I am staying at a campground, a state park, on the beach. The lovely ocean with miles of sandy beach is easy walking distance away. And yet, I haven’t touched it and have only seen it once.

Traveling with dogs is totally worthwhile, but also more challenging than I expected. When I say “easy walking distance,” I mean easy walking distance for Zelda and me, not for Bartleby. It would be a long, long walk for him and an even longer walk for me if I wound up carrying him. But that’s irrelevant because dogs aren’t allowed on the beach. If I wanted to go to the beach, I’d have to leave both dogs behind in Serenity.

Want to know what else is not allowed? Leaving your dogs unaccompanied at your campsite. And actually, I’m pretty sympathetic to that one: the chance definitely exists that both dogs would bark in misery the whole time I was gone, if I wanted to leave them, which I don’t.

So I’m at the beach, but not enjoying the beach. Fortunately, I am enjoying my campsite. It’s pretty and big and quiet, tucked back in a corner of a reasonably empty campground. Two nights ago I was a little freaked out by its isolation as I listened to very loud rustling in the bushes, but I finally dug out my flashlight and shone it out on the raccoons climbing the tree about ten feet away from my window. I was then still a little freaked out — raccoons are kind of big when they’re so close and there were two of them — but hey, it wasn’t a bear or a serial killer, so I did relax enough to go to sleep eventually.

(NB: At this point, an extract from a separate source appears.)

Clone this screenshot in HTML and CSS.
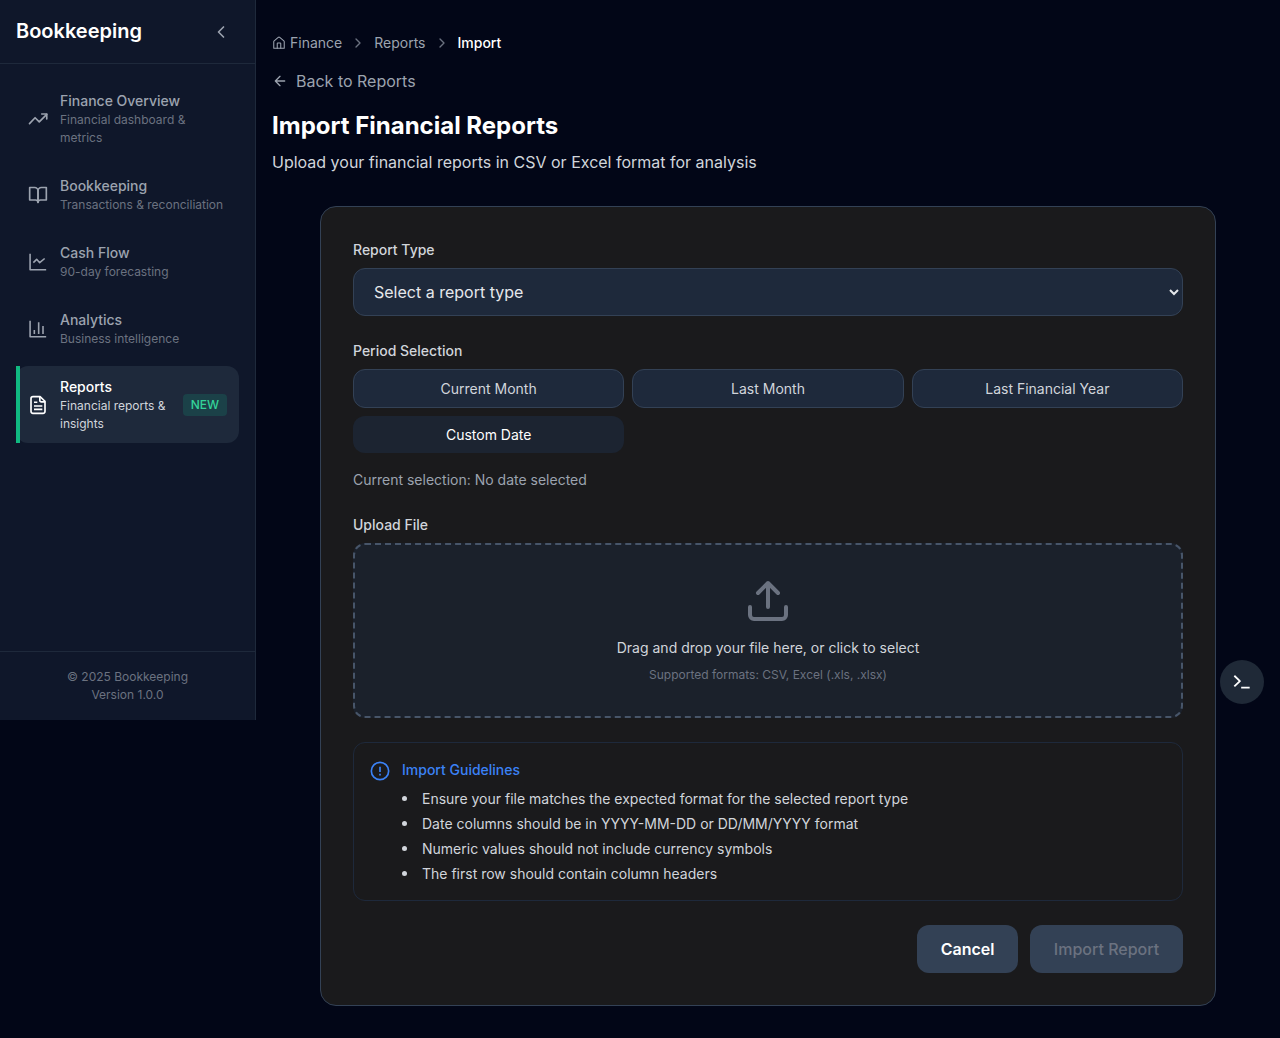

I’ve also had some really lovely walks around the campground. There’s a loop called the Ancient Dunes loop, which is supposedly a pleasant half hour walk (presumably for people who aren’t being walked by a fast-paced Jack Russell terrier), but is a fun up-and-down trek on a sandy path through the Florida forest. Lots of mosquitoes, of course, and they do love me, and a few too many spiders who built their webs across the path — sorry, spiders, for destroying all your hard work, and ick, ick, ick, spider webs on me — but it’s so primeval that you can almost imagine yourself in the Jurassic. Well, or at least a few hundred years ago. I think the trees are probably all too small to be good dinosaur territory. And the occasional signs explaining the history and the plants sort of destroy the impression. But it’s still fun to be taking our usual morning walk through such different territory.


I haven’t made nearly as much progress on Grace as I was hoping for — it’s been hard to get back into the rhythm that I had going so well in Vero Beach and I swear that the mere existence of NaNoWriMo now causes my writing ability to freeze solid — but I’m hoping for today to be a better day. So hi-ho, hi-ho, off to write I go.